Web page code records:
___
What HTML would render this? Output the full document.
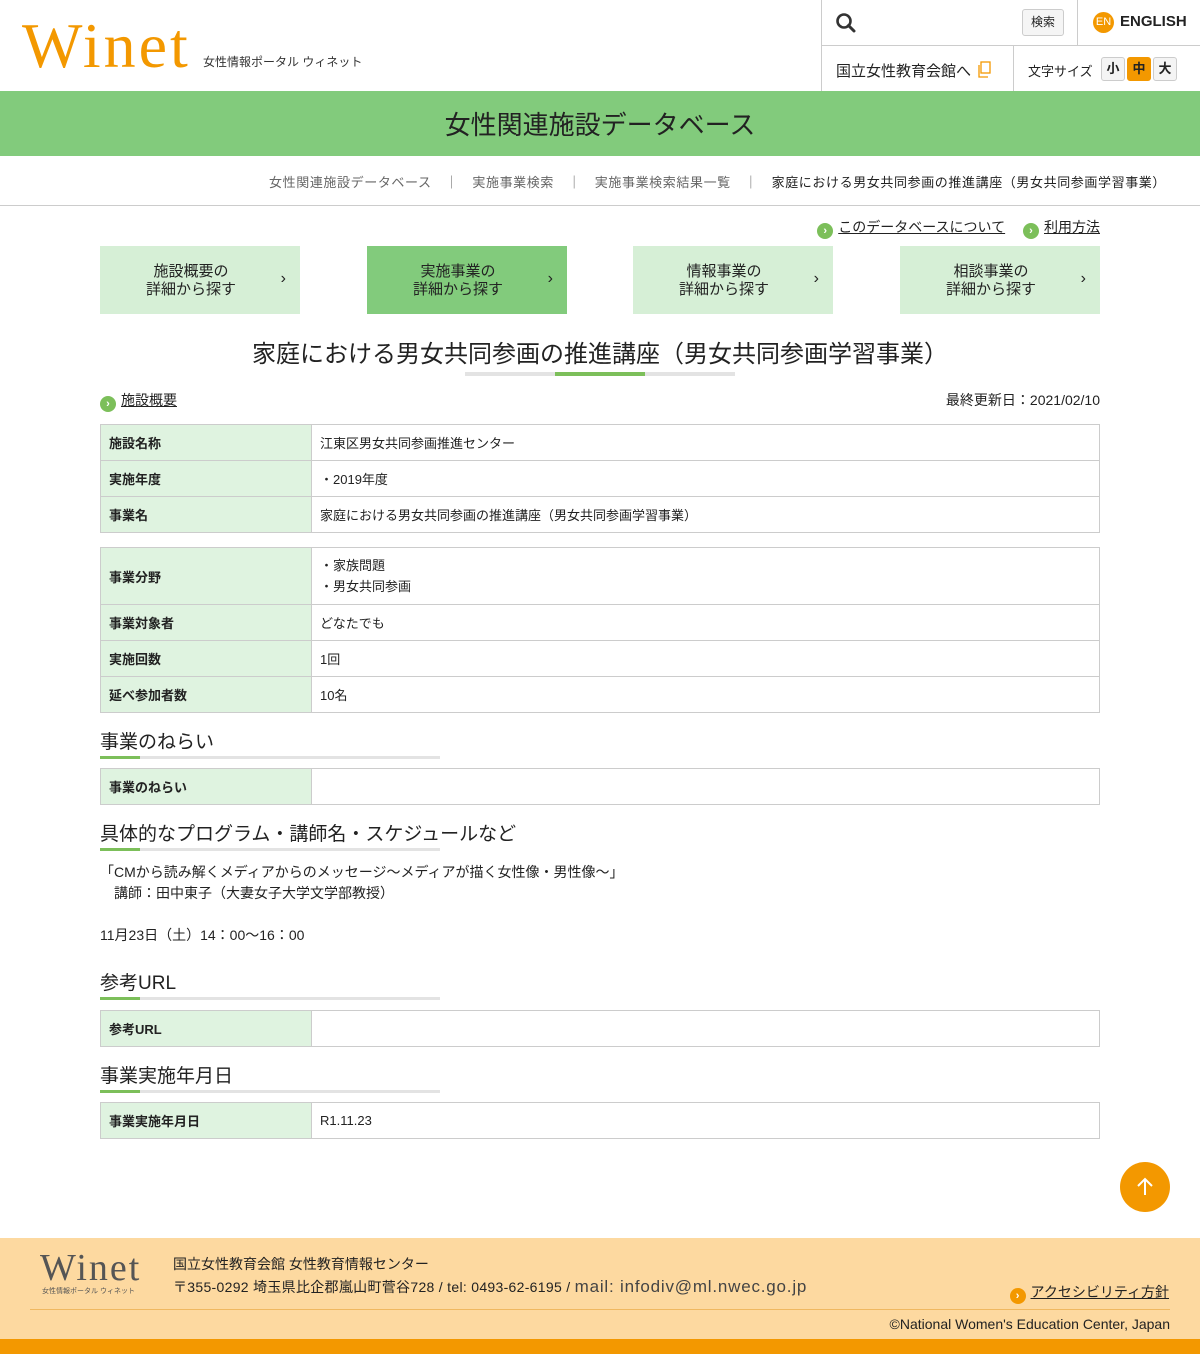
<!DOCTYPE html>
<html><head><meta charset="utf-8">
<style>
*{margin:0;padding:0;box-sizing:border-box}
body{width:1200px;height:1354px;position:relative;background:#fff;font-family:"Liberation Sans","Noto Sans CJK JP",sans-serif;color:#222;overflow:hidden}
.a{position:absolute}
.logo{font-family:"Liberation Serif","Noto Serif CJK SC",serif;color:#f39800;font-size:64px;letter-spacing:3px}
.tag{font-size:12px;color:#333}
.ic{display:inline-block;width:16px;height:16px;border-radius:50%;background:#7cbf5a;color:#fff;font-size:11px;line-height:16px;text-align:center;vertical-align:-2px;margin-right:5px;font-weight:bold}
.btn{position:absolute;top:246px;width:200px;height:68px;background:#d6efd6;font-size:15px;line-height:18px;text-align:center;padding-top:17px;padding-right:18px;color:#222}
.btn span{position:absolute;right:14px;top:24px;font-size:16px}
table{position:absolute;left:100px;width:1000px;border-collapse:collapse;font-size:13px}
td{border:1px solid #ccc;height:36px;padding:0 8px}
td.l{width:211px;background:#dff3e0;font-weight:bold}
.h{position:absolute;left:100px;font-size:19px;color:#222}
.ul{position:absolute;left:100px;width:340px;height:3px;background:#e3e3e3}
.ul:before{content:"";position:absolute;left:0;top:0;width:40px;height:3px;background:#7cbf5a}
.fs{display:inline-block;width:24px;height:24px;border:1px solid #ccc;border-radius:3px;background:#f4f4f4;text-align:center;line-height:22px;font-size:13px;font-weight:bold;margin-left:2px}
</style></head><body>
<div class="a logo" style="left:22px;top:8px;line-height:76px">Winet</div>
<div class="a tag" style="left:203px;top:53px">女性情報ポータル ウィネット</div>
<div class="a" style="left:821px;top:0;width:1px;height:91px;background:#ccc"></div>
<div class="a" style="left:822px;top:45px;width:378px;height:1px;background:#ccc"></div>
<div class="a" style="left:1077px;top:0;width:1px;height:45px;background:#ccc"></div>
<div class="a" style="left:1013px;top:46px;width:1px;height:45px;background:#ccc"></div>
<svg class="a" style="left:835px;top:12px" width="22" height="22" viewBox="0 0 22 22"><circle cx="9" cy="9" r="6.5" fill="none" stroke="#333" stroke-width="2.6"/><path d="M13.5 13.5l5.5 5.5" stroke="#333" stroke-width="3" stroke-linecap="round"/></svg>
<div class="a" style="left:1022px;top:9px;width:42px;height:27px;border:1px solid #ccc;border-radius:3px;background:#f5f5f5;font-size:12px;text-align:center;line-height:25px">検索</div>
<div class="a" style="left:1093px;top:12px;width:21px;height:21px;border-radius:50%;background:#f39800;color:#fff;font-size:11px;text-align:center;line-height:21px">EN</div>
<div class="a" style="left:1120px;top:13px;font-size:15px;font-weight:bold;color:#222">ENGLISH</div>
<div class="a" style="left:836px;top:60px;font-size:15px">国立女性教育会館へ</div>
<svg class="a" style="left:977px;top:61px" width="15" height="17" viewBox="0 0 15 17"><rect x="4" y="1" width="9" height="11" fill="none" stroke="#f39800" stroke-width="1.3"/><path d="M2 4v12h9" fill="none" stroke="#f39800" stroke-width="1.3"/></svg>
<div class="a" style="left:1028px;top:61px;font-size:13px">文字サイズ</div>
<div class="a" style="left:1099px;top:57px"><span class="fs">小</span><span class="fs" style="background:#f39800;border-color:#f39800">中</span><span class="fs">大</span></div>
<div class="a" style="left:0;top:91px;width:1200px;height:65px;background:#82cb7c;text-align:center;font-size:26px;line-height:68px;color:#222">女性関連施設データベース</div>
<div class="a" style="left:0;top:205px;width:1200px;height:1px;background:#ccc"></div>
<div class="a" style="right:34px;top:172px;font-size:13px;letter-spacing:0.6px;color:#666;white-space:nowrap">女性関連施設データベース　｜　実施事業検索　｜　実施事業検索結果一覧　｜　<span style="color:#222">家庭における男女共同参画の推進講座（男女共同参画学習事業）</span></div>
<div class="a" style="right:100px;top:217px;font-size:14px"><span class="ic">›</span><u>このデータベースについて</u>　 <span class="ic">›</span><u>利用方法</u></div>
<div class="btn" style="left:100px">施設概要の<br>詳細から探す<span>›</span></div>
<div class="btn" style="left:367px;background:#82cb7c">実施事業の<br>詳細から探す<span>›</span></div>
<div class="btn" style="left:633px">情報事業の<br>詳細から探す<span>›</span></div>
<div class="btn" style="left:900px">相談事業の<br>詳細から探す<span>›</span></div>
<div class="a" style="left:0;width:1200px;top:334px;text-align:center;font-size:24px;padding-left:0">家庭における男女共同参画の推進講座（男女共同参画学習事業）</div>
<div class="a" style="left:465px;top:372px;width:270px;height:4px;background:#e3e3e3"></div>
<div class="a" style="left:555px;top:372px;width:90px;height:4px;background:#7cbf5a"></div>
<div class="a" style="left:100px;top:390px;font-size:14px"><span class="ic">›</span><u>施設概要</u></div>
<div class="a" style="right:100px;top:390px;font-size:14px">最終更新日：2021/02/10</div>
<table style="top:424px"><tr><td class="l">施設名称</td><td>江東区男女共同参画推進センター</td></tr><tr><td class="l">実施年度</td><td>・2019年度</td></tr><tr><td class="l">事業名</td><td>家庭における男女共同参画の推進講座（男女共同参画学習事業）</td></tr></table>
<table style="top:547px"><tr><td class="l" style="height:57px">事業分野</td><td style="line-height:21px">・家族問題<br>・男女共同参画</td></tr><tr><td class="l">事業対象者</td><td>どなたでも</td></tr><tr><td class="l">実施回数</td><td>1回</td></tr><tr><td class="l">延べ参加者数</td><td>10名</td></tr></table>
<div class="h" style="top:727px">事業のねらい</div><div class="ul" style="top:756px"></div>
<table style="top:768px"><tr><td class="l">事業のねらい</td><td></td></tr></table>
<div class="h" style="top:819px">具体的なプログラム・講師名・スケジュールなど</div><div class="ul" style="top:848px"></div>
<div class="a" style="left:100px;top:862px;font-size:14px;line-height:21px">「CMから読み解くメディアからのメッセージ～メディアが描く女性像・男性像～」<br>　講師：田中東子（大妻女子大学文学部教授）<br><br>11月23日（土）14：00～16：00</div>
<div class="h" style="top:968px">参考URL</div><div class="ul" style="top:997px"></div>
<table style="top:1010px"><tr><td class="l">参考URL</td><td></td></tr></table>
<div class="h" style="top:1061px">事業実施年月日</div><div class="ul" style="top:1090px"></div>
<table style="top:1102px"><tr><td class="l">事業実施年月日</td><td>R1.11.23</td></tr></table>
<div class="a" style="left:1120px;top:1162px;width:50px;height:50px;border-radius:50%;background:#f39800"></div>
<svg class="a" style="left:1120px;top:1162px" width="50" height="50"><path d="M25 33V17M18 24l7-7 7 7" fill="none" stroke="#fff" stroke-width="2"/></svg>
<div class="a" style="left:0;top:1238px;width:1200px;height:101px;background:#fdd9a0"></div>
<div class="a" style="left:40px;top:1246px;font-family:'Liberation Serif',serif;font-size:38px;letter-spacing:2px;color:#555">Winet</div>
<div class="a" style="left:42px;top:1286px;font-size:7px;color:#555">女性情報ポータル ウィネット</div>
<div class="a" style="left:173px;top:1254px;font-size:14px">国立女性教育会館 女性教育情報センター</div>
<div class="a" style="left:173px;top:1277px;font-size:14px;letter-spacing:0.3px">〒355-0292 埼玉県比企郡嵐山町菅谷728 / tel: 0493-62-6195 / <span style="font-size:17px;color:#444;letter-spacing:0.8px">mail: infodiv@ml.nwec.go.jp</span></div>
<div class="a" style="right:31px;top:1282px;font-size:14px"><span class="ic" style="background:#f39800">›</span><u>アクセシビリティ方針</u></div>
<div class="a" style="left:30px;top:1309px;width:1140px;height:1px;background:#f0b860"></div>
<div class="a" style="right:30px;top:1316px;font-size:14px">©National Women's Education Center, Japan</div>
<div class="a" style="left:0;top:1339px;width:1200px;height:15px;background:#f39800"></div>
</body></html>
___
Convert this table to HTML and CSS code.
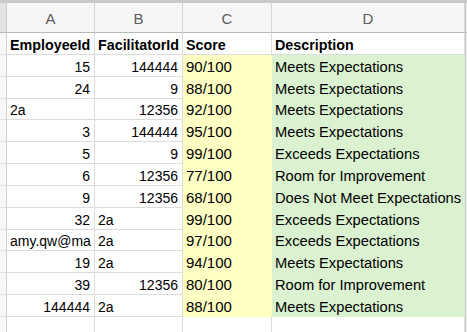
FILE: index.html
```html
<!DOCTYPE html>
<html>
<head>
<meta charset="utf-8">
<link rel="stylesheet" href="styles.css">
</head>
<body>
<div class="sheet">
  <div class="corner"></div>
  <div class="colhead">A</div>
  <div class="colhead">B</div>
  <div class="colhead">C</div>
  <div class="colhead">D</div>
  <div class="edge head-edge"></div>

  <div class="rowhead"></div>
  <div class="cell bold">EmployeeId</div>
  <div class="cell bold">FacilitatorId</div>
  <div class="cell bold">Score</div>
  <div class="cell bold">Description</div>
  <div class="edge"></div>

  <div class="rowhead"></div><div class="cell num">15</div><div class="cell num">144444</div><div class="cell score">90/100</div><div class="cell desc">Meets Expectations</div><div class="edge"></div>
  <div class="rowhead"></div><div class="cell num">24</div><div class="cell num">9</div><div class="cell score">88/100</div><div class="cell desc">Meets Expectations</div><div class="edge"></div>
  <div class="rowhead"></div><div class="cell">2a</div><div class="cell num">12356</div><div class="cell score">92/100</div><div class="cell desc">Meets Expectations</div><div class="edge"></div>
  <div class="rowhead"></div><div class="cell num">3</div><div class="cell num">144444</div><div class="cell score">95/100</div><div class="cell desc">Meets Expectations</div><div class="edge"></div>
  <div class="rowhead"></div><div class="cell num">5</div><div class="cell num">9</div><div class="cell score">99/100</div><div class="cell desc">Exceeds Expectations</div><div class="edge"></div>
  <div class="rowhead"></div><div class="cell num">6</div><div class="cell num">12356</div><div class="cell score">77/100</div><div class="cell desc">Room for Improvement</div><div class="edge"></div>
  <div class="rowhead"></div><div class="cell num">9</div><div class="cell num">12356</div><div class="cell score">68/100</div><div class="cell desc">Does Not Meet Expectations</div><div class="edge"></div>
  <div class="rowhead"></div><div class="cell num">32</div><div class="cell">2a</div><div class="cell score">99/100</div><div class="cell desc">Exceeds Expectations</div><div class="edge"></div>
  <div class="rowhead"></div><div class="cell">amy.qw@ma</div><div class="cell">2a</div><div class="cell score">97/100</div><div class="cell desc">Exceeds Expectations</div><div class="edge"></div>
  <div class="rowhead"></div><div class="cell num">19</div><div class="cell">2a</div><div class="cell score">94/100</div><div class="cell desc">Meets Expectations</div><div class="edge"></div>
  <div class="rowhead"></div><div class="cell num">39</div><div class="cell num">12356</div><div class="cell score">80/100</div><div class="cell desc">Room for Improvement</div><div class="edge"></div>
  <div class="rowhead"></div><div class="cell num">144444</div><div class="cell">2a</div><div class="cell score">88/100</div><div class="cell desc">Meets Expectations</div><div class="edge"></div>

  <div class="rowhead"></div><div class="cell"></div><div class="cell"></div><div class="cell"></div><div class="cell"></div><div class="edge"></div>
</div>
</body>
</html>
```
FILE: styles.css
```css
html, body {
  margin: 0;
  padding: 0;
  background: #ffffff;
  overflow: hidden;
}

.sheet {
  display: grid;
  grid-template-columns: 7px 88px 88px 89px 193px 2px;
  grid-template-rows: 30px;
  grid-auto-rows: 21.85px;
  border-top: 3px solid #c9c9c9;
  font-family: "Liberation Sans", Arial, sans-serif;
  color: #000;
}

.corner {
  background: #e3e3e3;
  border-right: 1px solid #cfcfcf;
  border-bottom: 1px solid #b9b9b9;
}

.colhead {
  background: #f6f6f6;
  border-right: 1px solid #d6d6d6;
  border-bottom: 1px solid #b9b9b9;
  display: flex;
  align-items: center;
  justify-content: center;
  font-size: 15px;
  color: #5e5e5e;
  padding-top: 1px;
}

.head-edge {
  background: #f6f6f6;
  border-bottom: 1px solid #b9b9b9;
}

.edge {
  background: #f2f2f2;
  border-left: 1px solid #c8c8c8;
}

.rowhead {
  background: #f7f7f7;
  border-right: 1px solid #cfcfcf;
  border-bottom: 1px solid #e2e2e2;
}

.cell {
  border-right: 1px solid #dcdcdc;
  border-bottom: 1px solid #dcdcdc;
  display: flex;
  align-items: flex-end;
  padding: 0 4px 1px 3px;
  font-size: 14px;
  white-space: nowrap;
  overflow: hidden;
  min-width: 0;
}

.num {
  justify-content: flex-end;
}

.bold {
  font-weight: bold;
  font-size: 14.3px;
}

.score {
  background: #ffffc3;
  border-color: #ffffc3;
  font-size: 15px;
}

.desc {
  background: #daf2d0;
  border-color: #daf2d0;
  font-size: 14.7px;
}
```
___
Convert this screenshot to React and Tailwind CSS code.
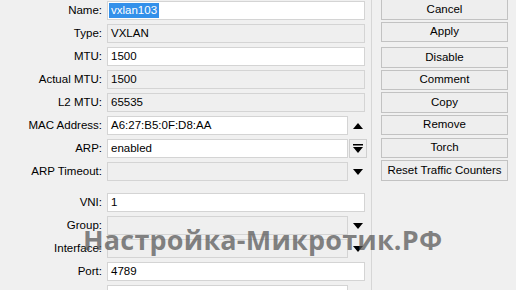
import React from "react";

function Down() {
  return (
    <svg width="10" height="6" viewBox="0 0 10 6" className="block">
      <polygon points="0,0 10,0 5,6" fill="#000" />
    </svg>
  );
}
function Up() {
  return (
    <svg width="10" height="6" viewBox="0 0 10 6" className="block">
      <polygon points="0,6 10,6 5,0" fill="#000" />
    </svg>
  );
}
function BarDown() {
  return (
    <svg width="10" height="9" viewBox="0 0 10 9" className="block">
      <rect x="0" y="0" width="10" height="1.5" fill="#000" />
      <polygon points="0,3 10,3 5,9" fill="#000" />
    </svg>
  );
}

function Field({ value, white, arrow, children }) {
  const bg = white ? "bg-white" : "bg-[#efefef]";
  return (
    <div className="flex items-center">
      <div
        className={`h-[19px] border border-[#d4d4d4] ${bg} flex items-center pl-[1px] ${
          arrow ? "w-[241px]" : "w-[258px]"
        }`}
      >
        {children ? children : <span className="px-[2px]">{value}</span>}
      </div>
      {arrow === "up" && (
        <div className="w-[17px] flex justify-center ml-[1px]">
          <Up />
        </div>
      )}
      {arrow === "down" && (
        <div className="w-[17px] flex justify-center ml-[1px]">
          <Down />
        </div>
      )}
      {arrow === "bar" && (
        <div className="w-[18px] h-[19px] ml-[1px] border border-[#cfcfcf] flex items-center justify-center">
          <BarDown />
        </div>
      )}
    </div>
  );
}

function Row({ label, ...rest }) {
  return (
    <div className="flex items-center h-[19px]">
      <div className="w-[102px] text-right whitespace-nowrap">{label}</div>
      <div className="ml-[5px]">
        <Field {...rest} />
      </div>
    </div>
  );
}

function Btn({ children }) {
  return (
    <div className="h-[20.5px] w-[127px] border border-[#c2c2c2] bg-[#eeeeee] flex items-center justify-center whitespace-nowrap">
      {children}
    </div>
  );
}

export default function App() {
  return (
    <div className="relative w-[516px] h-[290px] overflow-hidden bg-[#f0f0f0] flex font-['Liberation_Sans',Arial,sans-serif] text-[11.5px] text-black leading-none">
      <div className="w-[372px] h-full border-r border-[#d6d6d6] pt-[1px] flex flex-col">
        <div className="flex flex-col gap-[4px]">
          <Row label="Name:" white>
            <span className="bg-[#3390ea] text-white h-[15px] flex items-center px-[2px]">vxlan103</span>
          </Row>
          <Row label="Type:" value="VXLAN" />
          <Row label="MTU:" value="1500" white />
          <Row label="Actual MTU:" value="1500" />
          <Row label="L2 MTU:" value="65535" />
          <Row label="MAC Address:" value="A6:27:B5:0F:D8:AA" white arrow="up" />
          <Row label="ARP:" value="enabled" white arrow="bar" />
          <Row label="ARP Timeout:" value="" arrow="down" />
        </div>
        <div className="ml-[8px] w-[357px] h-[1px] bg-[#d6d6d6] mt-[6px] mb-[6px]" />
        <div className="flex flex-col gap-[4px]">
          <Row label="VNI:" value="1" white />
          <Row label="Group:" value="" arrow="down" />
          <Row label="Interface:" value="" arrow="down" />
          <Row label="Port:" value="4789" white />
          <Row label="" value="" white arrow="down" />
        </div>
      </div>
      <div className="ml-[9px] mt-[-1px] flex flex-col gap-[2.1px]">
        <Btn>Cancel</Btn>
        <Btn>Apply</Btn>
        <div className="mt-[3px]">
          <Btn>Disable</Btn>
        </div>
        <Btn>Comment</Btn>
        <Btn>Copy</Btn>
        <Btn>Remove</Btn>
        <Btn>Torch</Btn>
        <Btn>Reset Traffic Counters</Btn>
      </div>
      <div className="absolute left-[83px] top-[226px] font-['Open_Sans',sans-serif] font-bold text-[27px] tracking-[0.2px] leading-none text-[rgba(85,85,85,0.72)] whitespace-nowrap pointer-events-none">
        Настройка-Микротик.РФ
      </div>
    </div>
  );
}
___
Make an exact copy of the lines from the one that contains "Convert this screenshot" through the one that contains "import React from", both included, and no other lines. Pictures are skipped.

Convert this screenshot to React and Tailwind CSS code.
import React from "react";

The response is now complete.